Quando cheguei no topo —não mintas, João: quando cheguei a meio, levei a mão à boca só para ver se eram os pulmões saindo. Não sou Rocky. Rocky nunca existiu. Ou existiu?

Claro que existiu. Ao lado da famosa escadaria, a prefeitura de Filadélfia resolveu instalar uma estátua do “Garanhão Italiano” —a estátua de bronze que aparece em “Rocky 3”. E existem filas, quilométricas filas, para tirar fotos com a figura.

Não me atrevi a tanto. Mas, escutando as conversas dos turistas, eles estavam convencidos que Rocky Balboa, tal como o homônimo Rocky Marciano, era um personagem real, campeão de boxe. Se calhar, até confundiam ambos.

Essa experiência ilustra duas coisas. A primeira é que Sylvester Stallone conseguiu a proeza, raríssima na cultura popular, de fundir ficção com realidade. Mais: a ficção engoliu a realidade e impôs-se como verdade. 

Existem outros casos: há quem acredite que Sherlock Holmes, por exemplo, existiu mesmo —um detetive londrino de finais do século 19, que até tem casa-museu em Baker Street, onde estão seus livros, cachimbos, pijamas.

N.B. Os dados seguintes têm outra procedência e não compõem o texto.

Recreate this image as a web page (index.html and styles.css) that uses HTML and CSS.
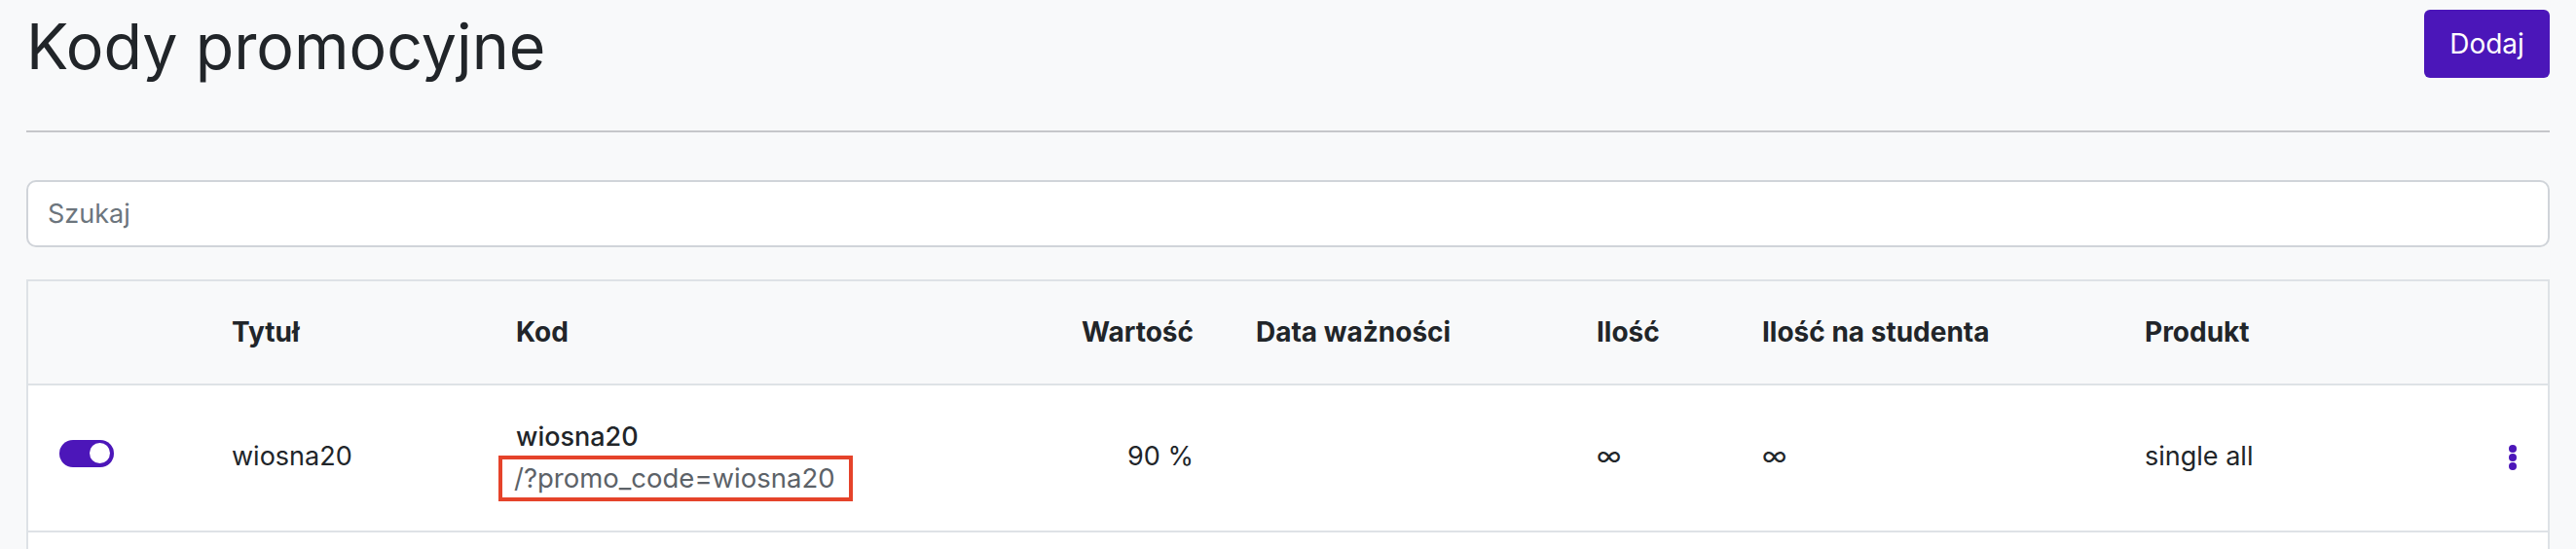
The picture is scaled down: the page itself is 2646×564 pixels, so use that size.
FILE: index.html
```html
<!DOCTYPE html>
<html lang="pl">
<head>
<meta charset="utf-8">
<title>Kody promocyjne</title>
<link rel="stylesheet" href="styles.css">
</head>
<body>
<div class="page">
  <header class="page-header">
    <h1 class="page-title">Kody promocyjne</h1>
    <button class="btn-primary" type="button">Dodaj</button>
  </header>

  <div class="search">
    <input class="search-input" type="text" placeholder="Szukaj">
  </div>

  <table class="codes">
    <colgroup>
      <col class="c-switch">
      <col class="c-title">
      <col class="c-code">
      <col class="c-value">
      <col class="c-date">
      <col class="c-qty">
      <col class="c-per">
      <col class="c-product">
      <col>
    </colgroup>
    <thead>
      <tr>
        <th></th>
        <th>Tytuł</th>
        <th>Kod</th>
        <th class="num">Wartość</th>
        <th>Data ważności</th>
        <th>Ilość</th>
        <th>Ilość na studenta</th>
        <th>Produkt</th>
        <th></th>
      </tr>
    </thead>
    <tbody>
      <tr>
        <td><span class="switch"><span class="knob"></span></span></td>
        <td>wiosna20</td>
        <td>
          <div class="code">
            <span class="code-name">wiosna20</span>
            <span class="code-link">/?promo_code=wiosna20</span>
          </div>
        </td>
        <td class="num">90 %</td>
        <td></td>
        <td>∞</td>
        <td>∞</td>
        <td>single all</td>
        <td class="actions">
          <svg class="kebab" width="8" height="26" viewBox="0 0 8 26" aria-hidden="true">
            <circle cx="4" cy="4" r="4"/>
            <circle cx="4" cy="13" r="4"/>
            <circle cx="4" cy="22" r="4"/>
          </svg>
        </td>
      </tr>
      <tr class="filler">
        <td></td><td></td><td></td><td></td><td></td><td></td><td></td><td></td><td></td>
      </tr>
    </tbody>
  </table>
</div>
</body>
</html>
```

FILE: styles.css
```css
* { box-sizing: border-box; }

html, body {
  margin: 0;
  padding: 0;
  background: #f8f9fa;
  color: #212529;
  font-family: Inter, "Noto Sans", "Liberation Sans", sans-serif;
}

.page {
  padding: 10px 27px 0 27px;
}

.page-header {
  display: flex;
  justify-content: space-between;
  align-items: flex-start;
  padding-bottom: 47px;
  border-bottom: 2px solid #c5c6ca;
}

.page-title {
  margin: 0;
  font-size: 64.5px;
  font-weight: 400;
  line-height: 77px;
  color: #212529;
}

.btn-primary {
  width: 129px;
  height: 70px;
  border: 0;
  border-radius: 6px;
  background: #4b16b9;
  color: #ffffff;
  font-family: Inter, "Noto Sans", sans-serif;
  font-size: 28px;
  font-weight: 400;
  padding: 0;
}

.search {
  margin-top: 49px;
}

.search-input {
  display: block;
  width: 100%;
  height: 69px;
  border: 2px solid #d0d4d9;
  border-radius: 10px;
  background: #ffffff;
  padding: 0 20px;
  font-family: Inter, "Noto Sans", sans-serif;
  font-size: 27px;
  color: #212529;
  outline: none;
}

.search-input::placeholder {
  color: #6c757d;
}

.codes {
  margin-top: 33px;
  width: 100%;
  table-layout: fixed;
  border-collapse: separate;
  border-spacing: 0;
  border: 2px solid #dee2e6;
  background: #ffffff;
  font-size: 27px;
  line-height: 40.5px;
}

.c-switch { width: 177px; }
.c-title { width: 292px; }
.c-code { width: 422px; }
.c-value { width: 338px; }
.c-date { width: 350px; }
.c-qty { width: 170px; }
.c-per { width: 393px; }
.c-product { width: 372px; }

.codes th {
  background: #f8f9fa;
  padding: 32px;
  text-align: left;
  font-size: 28px;
  font-weight: 700;
  white-space: nowrap;
  border-bottom: 2px solid #dee2e6;
}

.codes td {
  padding: 33px 32px 34px 32px;
  vertical-align: middle;
  border-bottom: 2px solid #dee2e6;
  white-space: nowrap;
}

.codes .num {
  text-align: right;
}

.switch {
  display: flex;
  justify-content: flex-end;
  align-items: center;
  width: 56px;
  height: 28px;
  margin-bottom: 8px;
  padding: 0 4px;
  border-radius: 14px;
  background: #4c16b9;
}

.knob {
  width: 21px;
  height: 21px;
  border-radius: 50%;
  background: #ffffff;
}

.code {
  display: flex;
  flex-direction: column;
  align-items: flex-start;
}

.code-name {
  font-weight: 500;
  line-height: 39px;
}

.code-link {
  line-height: 39px;
  margin: 4px 0 0 -14px;
  padding: 0 14px 0 12px;
  outline: 4px solid #e5432a;
  color: #5c6268;
  font-size: 27.5px;
}

.actions {
  text-align: right;
}

.kebab {
  display: block;
  margin-left: auto;
  fill: #4c16b9;
}

.filler td {
  height: 110px;
  border-bottom: 0;
}
```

Anos atrás, sei lá onde, lembro de ler uma reportagem sobre a quantidade de cartas diárias que Baker Street 221b ainda hoje recebe, com pedidos de ajuda para solucionar crimes reais. Que maravilha de premissa para um romance policial!

Mas a mitologia Rocky só existe porque os filmes expressam um “ethos” que é caro ao louvável individualismo americano. Essa filosofia, como muito bem notou o jornal Daily Telegraph sobre a publicação de Trump, está inscrita na base da estátua e reza assim: “It’s not how hard you hit, it’s how hard you can get hit and keep moving forward”. Tradução selvagem: não interessa apanhar, o que interessa é apanhar e continuar seguindo em frente.

A frase, lógico, também é ficção; é uma fala do personagem em “Rocky Balboa”, de 2006. Trump apropria-se dela para enviar uma mensagem em vésperas de ano eleitoral: ele, tal como Rocky, até pode apanhar feio de Nancy Pelosi (Apollo Creed?) ou do presidente democrata do Comitê de Inteligência da Câmara, Adam Schiff (Ivan Drago?). Mas ele seguirá em frente rumo ao segundo mandato.

Infantil? Claro que sim. Eficaz? Para a inteligência média do eleitor médio, talvez. Nada supera a linguagem universal da cultura pop.

Aliás, para que a mensagem fosse perfeita, só faltava que o nosso Donald rumasse para Filadélfia e, frente às câmeras, subisse correndo aquelas escadas.

Mas o homem, ao contrário do que dizem dele, conhece bem os seus limites.